On the twin’s first evening in Cloisterham, they attend a dinner party at Crisparkle’s where they meet Edwin Drood, John Jasper and Rosa. Neville and Edwin get in an argument over how Edwin treats Rosa and Jasper kind of encourages their disagreement. When some time later, Edwin and Neville is attending a dinner at Jasper’s to reconcile, Edwin Drood disappears afterwards while Neville presumably being the last to see him alive.
In the beginning, I didn’t care that much about the book – I felt none of the characters were very likable and I didn’t care all that much about what happened to either of them. But then they all started to grow on me. Timid Rosa Bud, sympathetic Crisparkle, daring Helena Landless – and especially Grewgious, the lawyer. I love Grewgious! I love how he’s constantly playing himself down and how he cares desperately for Rosa Bud – because of her mother.
This is a hard book to summarize because it’s only half a novel. The plot has only really just begun when the book ends and normally you would have mentioned most of what has happened up till then in a review but it’s hard to do when only the first half of the book was ever written and you then reveal too much of what’s actually there.
Even though this has a lot of Dickens’ trademark writings – his humor especially – I don’t think this is a book to read, except if you are a Dickens fan who wants to read everything the man wrote or if you are particularly interested in the Edwin Drood mystery. Dickens can write, he can surely write and he’s so funny at times: Mr. Sapsea’s premises are in the High Street, over against the Nuns’ House.

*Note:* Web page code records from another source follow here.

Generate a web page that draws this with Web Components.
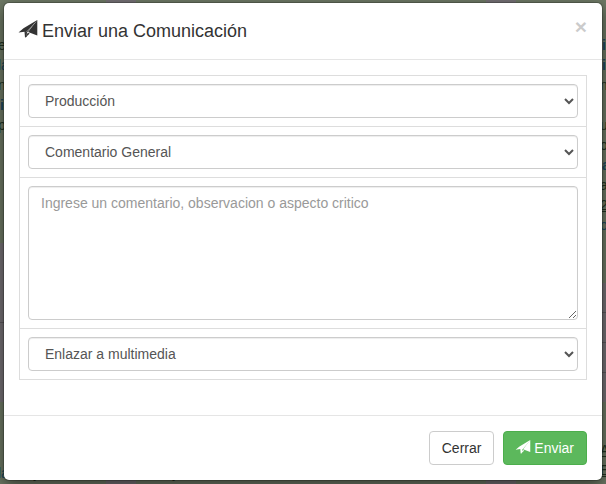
<!DOCTYPE html>
<html lang="es">
<head>
<meta charset="utf-8">
<meta name="viewport" content="width=device-width, initial-scale=1">
<title>Enviar una Comunicación</title>
<style>
    body {
        margin: 0;
        font: 14px/20px "Liberation Sans", Arial, sans-serif;
        color: #333;
    }
</style>
</head>
<body>
<page-backdrop></page-backdrop>
<modal-dialog>
    <plane-icon slot="icon"></plane-icon>
    <span slot="title">Enviar una Comunicación</span>
    <message-form></message-form>
    <action-button slot="footer">Cerrar</action-button>
    <action-button slot="footer" variant="success"><plane-icon></plane-icon> Enviar</action-button>
</modal-dialog>

<script>
class PlaneIcon extends HTMLElement {
    constructor() {
        super();
        const shadow = this.attachShadow({ mode: 'open' });
        shadow.innerHTML = `
          <style>
            :host {
                display: inline-block;
                width: 1em;
                height: 1em;
            }
            svg {
                display: block;
                width: 100%;
                height: 100%;
                overflow: visible;
            }
          </style>
          <svg viewBox="0 0 18 18" fill="currentColor" aria-hidden="true">
            <path d="M18.300 0 4.500 8.200-.5 12.500l6-.8.500 5.800 1.500-.5.500-4.500L17 1.800z"/>
            <path d="M18.300 0v15.500L9 12z"/>
            <path d="M6.500 17.500 8.700 12.700l2 .8z"/>
            <path d="M16.300 2.500 7 12.300" fill="none" stroke="#fff" stroke-opacity=".55" stroke-width=".6"/>
          </svg>
        `;
    }
}

class ActionButton extends HTMLElement {
    constructor() {
        super();
        const shadow = this.attachShadow({ mode: 'open' });
        shadow.innerHTML = `
          <style>
            :host {
                display: block;
            }
            button {
                display: block;
                padding: 6px 12px;
                border: 1px solid #ccc;
                border-radius: 4px;
                background: #fff;
                color: #333;
                font: inherit;
                cursor: pointer;
            }
            :host([variant="success"]) button {
                border-color: #4cae4c;
                background: #5cb85c;
                color: #fff;
            }
            ::slotted(plane-icon) {
                vertical-align: -1px;
            }
          </style>
          <button type="button"><slot></slot></button>
        `;
    }
}

class MessageForm extends HTMLElement {
    constructor() {
        super();
        const shadow = this.attachShadow({ mode: 'open' });
        shadow.innerHTML = `
          <style>
            :host {
                display: block;
            }
            form {
                margin-bottom: 20px;
                border: 1px solid #ddd;
            }
            .row {
                padding: 8px;
            }
            .row + .row {
                border-top: 1px solid #ddd;
            }
            select, textarea {
                display: block;
                box-sizing: border-box;
                width: 100%;
                height: 34px;
                margin: 0;
                padding: 6px 12px;
                border: 1px solid #ccc;
                border-radius: 4px;
                background-color: #fff;
                box-shadow: inset 0 1px 1px rgba(0, 0, 0, .075);
                color: #555;
                font: inherit;
            }
            textarea {
                height: 134px;
                resize: vertical;
            }
            textarea::placeholder {
                color: #999;
            }
          </style>
          <form>
            <div class="row">
                <select aria-label="Área"><option>Producción</option></select>
            </div>
            <div class="row">
                <select aria-label="Tipo de comentario"><option>Comentario General</option></select>
            </div>
            <div class="row">
                <textarea aria-label="Comentario" placeholder="Ingrese un comentario, observacion o aspecto critico"></textarea>
            </div>
            <div class="row">
                <select aria-label="Multimedia"><option>Enlazar a multimedia</option></select>
            </div>
          </form>
        `;
    }
}

class ModalDialog extends HTMLElement {
    constructor() {
        super();
        const shadow = this.attachShadow({ mode: 'open' });
        shadow.innerHTML = `
          <style>
            :host {
                display: block;
                position: absolute;
                inset: 2px 3px auto;
                border: 1px solid rgba(0, 0, 0, .2);
                border-radius: 6px;
                background: #fff;
                background-clip: padding-box;
                box-shadow: 0 5px 15px rgba(0, 0, 0, .5);
            }
            header {
                display: flex;
                justify-content: space-between;
                align-items: flex-start;
                padding: 15px;
                border-bottom: 1px solid #e5e5e5;
            }
            h4 {
                margin: 0;
                font-size: 18px;
                font-weight: 500;
                line-height: 26px;
            }
            ::slotted(plane-icon) {
                vertical-align: -1px;
            }
            .close {
                padding: 0;
                border: 0;
                background: none;
                color: #000;
                font: bold 21px/18px "Liberation Sans", Arial, sans-serif;
                opacity: .2;
                text-shadow: 0 1px 0 #fff;
                cursor: pointer;
            }
            .body {
                padding: 15px;
            }
            footer {
                display: flex;
                justify-content: flex-end;
                gap: 9px;
                padding: 15px;
                border-top: 1px solid #e5e5e5;
            }
          </style>
          <header>
            <h4><slot name="icon"></slot> <slot name="title"></slot></h4>
            <button class="close" type="button" aria-label="Cerrar ventana">×</button>
          </header>
          <div class="body"><slot></slot></div>
          <footer><slot name="footer"></slot></footer>
        `;
    }
    connectedCallback() {
        this.setAttribute('role', 'dialog');
    }
}

// dimmed page that stays behind the dialog
class PageBackdrop extends HTMLElement {
    constructor() {
        super();
        const shadow = this.attachShadow({ mode: 'open' });
        shadow.innerHTML = `
          <style>
            :host {
                display: grid;
                grid-template-columns: 106px 1fr 90px;
                gap: 30px;
                height: 100vh;
                overflow: hidden;
                background: #767276;
                color: #223322;
            }
            .column {
                display: flex;
                flex-direction: column;
                justify-content: space-between;
                min-width: 0;
            }
            .card {
                box-sizing: border-box;
                height: 243px;
                padding-top: 35px;
                overflow: hidden;
                background: #6f7a66;
            }
            .card.tall {
                height: 283px;
            }
            .card.end {
                height: 82px;
                padding-top: 61px;
            }
            .left .card {
                text-indent: -2px;
            }
            .right .card {
                padding-left: 84px;
            }
            .right .card.end {
                padding-top: 38px;
            }
            p {
                display: flex;
                gap: 26px;
                height: 20px;
                margin: 0;
            }
            .middle p {
                padding-left: 36px;
            }
            .link {
                color: #1c4a60;
            }
            .strong {
                padding-left: 2px;
                font-weight: bold;
            }
            .under {
                text-decoration: underline;
            }
            hr {
                width: 100%;
                margin: 0;
                border: 0;
                border-top: 1px solid #5c595c;
            }
          </style>
          <div class="column left">
            <div class="card">
                <p>e</p>
                <p class="link">la</p>
                <p>n</p>
                <p class="link strong">i</p>
                <p>pa</p>
            </div>
            <hr>
            <div class="card end"><p><span class="link">la</span><span>y</span></p></div>
          </div>
          <div class="column middle">
            <div class="card"></div>
            <div class="card end"><p>y</p></div>
          </div>
          <div class="column right">
            <div class="card tall">
                <p class="link strong">i</p>
                <p class="link strong">i</p>
                <p>n</p>
                <p></p>
                <p>u</p>
                <p>o</p>
                <p class="link strong">a</p>
                <p>a</p>
                <p class="under">2</p>
                <p class="link">o</p>
            </div>
            <hr>
            <hr>
            <hr>
            <div class="card end">
                <p class="under">A</p>
                <p class="under">E</p>
            </div>
          </div>
        `;
    }
}

customElements.define('plane-icon', PlaneIcon);
customElements.define('action-button', ActionButton);
customElements.define('message-form', MessageForm);
customElements.define('modal-dialog', ModalDialog);
customElements.define('page-backdrop', PageBackdrop);
</script>
</body>
</html>
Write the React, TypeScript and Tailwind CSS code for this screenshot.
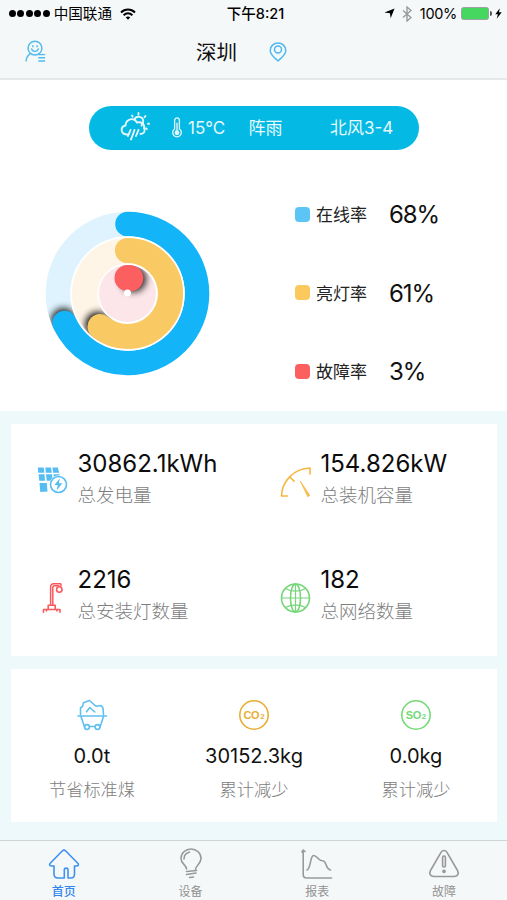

They are of about the period of the Nuns’ House, irregularly modernized here and there, as steadily deteriorating generations found, more and more, that they preferred air and light to Fever and the Plague. (location 880-88). I really like how he writes and I recommend the book – if you can stand that you will never know for sure what Dickens envisioned for his characters.
In some ways, it’s the perfect mystery novel. Whenever you read a mystery or crime novel, you’re always attempting to guess who did it. So it is with this novel – but it stays a mystery. The murderer’s identity is never revealed…
Before reading the story, I thought that I would be most annoyed by not knowing who killed Edwin Drood but that’s not true. While I’m very curious to know who killed Drood, I’m just as much curious about what happened to the other characters. Who did Rosa Bud end up with, what about the Landless twins, what about Crisparkle, who is Dick Datchery? I really, really just want to read the rest of the book. And that’s not going to happen. But I’m not the only one obsessing over this book.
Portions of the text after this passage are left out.